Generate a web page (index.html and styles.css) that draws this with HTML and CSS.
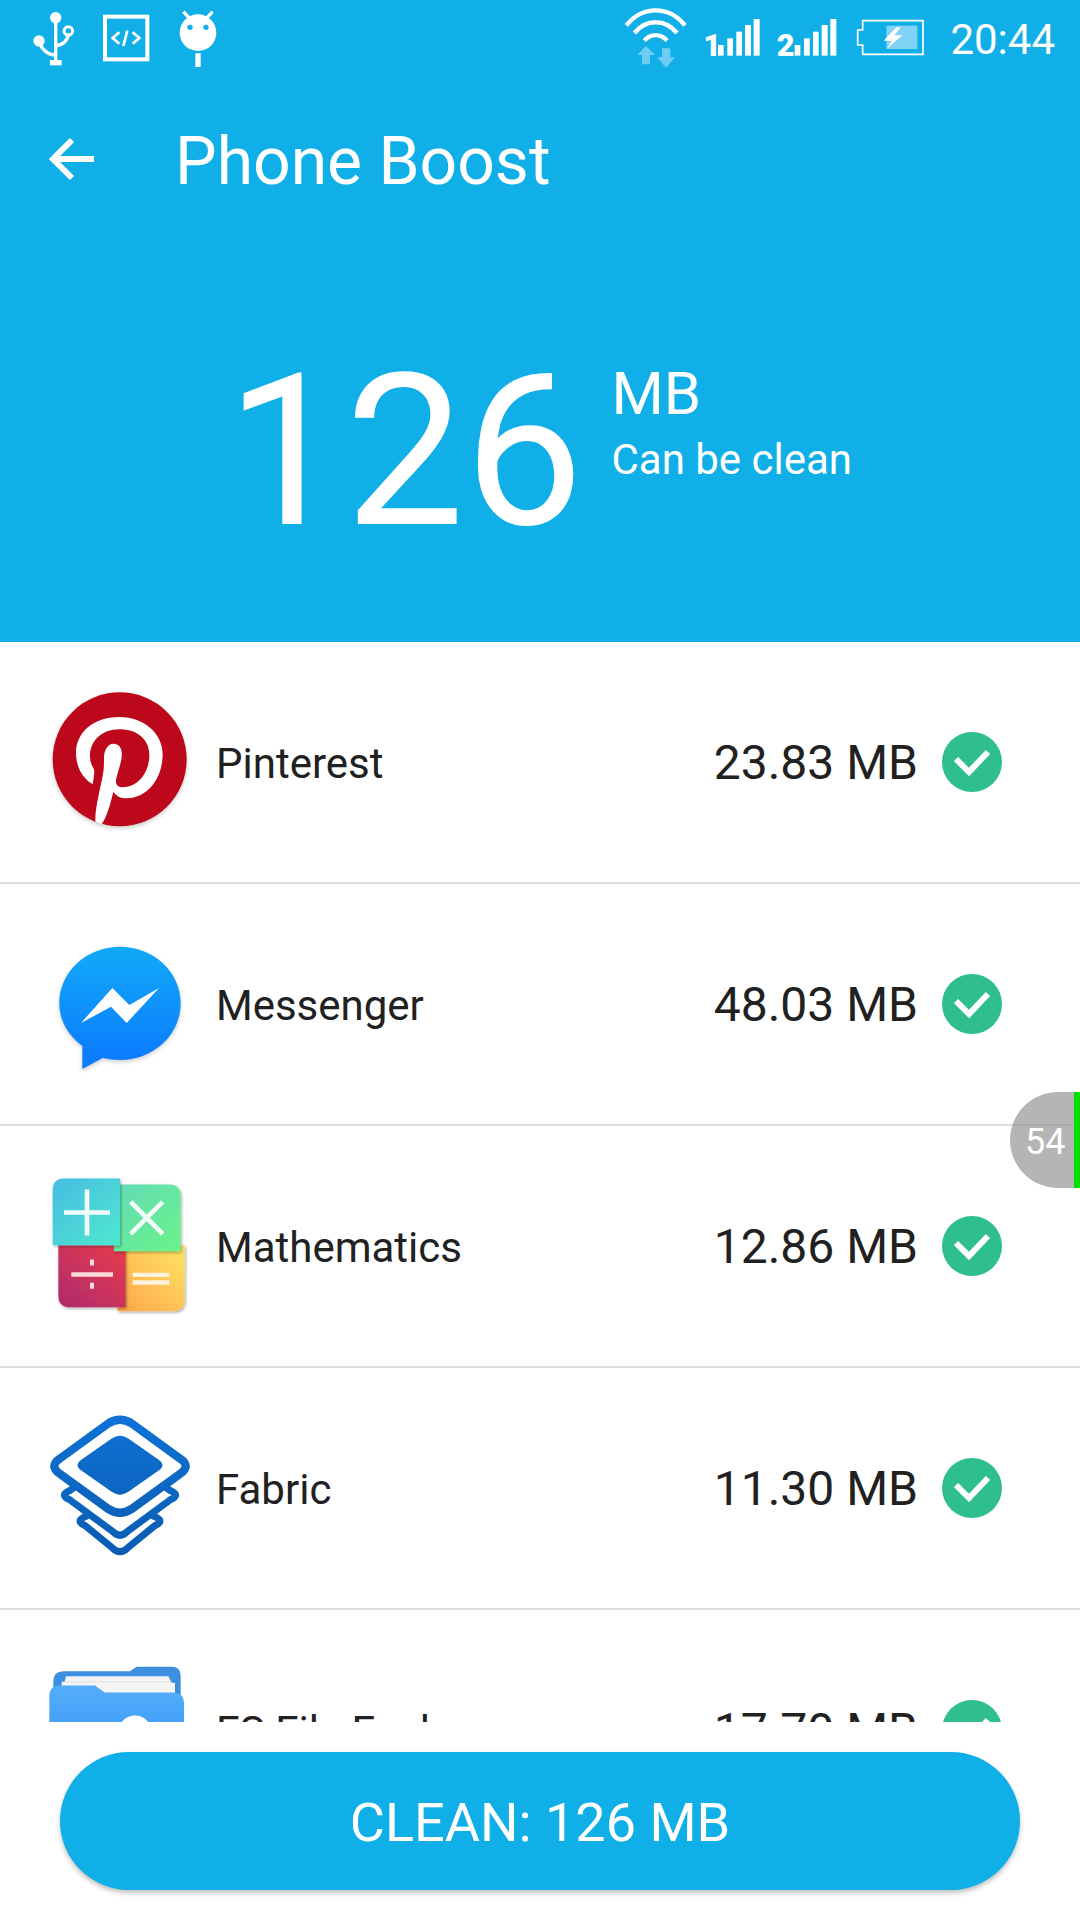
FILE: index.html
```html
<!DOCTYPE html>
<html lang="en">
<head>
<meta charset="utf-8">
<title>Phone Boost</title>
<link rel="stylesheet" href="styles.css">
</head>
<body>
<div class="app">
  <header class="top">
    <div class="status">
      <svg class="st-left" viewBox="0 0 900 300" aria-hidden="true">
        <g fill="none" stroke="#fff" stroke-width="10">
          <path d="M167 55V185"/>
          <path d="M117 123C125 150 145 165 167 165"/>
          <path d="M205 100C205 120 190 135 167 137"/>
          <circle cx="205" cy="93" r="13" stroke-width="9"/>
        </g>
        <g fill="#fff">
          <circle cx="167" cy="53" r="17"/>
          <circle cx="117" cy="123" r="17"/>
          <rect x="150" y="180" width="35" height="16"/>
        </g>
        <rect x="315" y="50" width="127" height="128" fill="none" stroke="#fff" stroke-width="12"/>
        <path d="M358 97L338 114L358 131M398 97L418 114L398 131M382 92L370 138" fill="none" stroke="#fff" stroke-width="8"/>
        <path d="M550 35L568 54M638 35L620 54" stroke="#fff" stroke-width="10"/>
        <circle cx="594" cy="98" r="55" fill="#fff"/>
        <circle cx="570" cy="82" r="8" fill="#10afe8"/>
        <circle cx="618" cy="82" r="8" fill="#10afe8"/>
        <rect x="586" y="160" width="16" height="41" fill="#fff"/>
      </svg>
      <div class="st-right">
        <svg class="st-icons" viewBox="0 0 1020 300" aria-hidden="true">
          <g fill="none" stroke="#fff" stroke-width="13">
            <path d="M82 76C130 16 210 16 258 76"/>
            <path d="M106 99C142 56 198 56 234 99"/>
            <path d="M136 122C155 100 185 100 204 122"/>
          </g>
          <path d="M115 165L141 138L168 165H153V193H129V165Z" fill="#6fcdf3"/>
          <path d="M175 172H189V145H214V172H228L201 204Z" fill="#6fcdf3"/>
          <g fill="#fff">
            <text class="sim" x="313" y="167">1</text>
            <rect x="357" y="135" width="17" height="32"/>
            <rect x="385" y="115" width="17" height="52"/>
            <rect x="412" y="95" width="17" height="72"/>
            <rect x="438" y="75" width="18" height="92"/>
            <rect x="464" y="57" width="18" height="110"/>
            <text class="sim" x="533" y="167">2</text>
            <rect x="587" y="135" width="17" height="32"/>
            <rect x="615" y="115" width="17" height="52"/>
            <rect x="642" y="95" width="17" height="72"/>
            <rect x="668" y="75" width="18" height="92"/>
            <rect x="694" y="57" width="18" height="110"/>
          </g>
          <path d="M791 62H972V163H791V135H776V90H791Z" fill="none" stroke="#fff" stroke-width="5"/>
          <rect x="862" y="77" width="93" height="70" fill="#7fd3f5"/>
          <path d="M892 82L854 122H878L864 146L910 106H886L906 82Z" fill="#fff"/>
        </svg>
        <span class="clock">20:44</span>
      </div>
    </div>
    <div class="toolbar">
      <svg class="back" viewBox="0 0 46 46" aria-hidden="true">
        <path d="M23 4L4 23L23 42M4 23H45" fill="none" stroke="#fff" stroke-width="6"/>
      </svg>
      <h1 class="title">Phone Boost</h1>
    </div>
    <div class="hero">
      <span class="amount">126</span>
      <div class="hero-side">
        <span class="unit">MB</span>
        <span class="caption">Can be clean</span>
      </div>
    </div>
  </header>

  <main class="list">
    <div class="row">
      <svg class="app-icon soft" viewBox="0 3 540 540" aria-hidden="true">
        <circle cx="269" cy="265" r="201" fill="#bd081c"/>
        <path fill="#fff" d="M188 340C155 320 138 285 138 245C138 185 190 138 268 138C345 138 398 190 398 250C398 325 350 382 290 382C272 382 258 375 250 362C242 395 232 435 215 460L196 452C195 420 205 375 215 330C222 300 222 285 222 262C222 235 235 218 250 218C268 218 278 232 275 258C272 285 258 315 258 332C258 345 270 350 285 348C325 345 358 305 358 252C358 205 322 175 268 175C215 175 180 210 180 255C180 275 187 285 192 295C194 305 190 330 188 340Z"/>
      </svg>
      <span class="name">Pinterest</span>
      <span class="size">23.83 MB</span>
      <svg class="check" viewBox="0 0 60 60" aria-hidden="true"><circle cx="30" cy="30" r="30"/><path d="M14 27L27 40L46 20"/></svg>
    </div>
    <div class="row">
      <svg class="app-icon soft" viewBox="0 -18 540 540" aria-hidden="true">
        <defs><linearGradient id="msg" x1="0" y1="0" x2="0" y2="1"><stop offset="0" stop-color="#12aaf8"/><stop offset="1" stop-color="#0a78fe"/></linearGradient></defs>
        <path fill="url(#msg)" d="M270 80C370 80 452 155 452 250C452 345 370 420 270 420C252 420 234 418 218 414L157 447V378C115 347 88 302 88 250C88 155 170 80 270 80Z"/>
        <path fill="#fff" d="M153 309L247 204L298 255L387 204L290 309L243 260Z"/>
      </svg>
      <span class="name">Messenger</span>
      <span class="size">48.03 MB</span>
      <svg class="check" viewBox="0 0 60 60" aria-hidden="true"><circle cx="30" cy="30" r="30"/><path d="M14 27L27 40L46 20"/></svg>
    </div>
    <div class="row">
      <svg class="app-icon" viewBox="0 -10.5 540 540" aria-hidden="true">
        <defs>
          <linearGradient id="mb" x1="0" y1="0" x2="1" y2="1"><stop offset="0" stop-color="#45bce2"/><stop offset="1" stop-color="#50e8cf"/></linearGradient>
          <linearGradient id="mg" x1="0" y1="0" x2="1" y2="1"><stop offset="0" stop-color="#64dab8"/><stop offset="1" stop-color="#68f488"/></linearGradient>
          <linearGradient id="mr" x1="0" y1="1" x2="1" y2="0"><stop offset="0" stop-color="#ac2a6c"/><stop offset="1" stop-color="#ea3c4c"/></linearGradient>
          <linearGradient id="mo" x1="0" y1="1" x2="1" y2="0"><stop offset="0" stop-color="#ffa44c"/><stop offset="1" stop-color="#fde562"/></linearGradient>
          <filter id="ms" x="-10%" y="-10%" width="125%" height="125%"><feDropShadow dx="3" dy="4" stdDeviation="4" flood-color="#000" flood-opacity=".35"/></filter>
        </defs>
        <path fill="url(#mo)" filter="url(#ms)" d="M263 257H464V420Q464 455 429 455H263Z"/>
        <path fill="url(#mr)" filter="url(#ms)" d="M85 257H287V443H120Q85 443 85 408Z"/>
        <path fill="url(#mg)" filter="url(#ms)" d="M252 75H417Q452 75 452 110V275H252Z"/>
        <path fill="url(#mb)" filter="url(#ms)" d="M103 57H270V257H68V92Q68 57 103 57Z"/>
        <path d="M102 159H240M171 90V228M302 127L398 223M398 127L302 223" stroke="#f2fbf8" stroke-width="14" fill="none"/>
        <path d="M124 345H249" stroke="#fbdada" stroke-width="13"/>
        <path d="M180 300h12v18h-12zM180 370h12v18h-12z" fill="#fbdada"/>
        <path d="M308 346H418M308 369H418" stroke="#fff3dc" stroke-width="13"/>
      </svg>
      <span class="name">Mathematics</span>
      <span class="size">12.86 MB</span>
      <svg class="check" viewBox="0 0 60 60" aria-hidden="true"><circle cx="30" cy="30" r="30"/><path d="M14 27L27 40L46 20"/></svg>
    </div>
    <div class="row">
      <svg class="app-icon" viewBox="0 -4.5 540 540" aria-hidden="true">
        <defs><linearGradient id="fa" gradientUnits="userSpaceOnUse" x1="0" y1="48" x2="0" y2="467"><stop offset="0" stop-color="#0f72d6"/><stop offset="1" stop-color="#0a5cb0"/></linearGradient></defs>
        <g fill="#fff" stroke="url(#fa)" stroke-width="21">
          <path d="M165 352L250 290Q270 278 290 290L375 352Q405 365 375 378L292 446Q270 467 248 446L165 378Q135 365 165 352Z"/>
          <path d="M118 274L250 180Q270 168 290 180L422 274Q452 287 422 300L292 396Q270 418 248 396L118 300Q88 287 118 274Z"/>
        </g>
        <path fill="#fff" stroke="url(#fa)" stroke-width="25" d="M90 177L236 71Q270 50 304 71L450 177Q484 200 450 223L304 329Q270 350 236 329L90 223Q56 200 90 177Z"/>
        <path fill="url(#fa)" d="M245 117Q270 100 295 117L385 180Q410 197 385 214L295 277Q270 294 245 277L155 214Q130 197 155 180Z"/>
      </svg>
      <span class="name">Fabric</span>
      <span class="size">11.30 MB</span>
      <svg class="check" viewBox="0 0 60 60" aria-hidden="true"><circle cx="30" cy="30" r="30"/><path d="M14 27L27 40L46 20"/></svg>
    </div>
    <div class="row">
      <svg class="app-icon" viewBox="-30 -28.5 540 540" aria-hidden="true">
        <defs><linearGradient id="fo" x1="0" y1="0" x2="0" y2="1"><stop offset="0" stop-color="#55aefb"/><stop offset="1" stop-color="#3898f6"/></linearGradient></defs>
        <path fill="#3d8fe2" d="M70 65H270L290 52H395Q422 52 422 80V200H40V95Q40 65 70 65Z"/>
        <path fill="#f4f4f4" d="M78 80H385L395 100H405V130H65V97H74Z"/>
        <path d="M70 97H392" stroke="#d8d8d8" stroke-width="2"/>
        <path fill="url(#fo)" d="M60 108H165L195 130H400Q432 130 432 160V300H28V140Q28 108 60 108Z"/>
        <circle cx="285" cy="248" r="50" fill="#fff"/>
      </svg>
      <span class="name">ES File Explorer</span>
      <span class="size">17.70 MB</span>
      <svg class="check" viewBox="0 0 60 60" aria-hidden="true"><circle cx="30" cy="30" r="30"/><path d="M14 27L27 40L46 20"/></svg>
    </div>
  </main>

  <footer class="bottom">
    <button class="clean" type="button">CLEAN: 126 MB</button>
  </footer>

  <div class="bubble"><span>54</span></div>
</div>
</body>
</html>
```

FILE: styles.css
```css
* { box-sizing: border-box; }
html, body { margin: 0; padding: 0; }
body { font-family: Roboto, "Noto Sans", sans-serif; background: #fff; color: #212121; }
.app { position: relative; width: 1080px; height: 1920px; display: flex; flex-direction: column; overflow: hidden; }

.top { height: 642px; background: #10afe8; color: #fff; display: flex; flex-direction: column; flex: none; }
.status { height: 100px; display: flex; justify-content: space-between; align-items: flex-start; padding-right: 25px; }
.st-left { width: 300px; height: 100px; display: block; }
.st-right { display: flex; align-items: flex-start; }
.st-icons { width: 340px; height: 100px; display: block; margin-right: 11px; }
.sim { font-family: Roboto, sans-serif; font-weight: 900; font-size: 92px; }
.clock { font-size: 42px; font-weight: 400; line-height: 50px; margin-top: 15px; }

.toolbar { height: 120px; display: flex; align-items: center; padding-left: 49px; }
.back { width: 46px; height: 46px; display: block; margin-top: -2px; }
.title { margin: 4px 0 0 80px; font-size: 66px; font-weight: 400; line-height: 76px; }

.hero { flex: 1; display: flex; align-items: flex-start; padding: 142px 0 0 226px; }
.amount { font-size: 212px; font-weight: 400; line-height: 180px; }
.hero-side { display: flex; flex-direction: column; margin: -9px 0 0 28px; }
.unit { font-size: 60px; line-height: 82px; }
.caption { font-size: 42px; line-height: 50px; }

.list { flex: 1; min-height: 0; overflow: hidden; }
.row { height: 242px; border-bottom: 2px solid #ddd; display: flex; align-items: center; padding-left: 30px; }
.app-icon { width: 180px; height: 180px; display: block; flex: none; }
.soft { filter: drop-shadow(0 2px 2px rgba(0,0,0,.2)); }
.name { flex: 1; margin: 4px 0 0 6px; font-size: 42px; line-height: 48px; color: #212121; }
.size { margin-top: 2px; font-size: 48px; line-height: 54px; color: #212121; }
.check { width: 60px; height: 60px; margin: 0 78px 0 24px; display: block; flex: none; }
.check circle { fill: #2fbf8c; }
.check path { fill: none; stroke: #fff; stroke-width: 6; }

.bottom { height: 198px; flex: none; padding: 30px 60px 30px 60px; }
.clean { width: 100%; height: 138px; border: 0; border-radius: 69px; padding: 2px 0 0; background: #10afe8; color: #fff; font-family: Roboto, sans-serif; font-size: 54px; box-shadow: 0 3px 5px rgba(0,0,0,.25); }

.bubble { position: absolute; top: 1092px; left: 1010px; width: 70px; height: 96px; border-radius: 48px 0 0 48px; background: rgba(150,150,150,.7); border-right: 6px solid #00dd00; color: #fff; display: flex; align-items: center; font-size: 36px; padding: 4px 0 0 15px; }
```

######

▶ **EXERCISE REQUIREMENTS**: Look for lines containing the string "styles" and copy them all.

▶ **ANSWER FOR THIS EXERCISE**:
Generate a web page (index.html and styles.css) that draws this with HTML and CSS.
<link rel="stylesheet" href="styles.css">
FILE: styles.css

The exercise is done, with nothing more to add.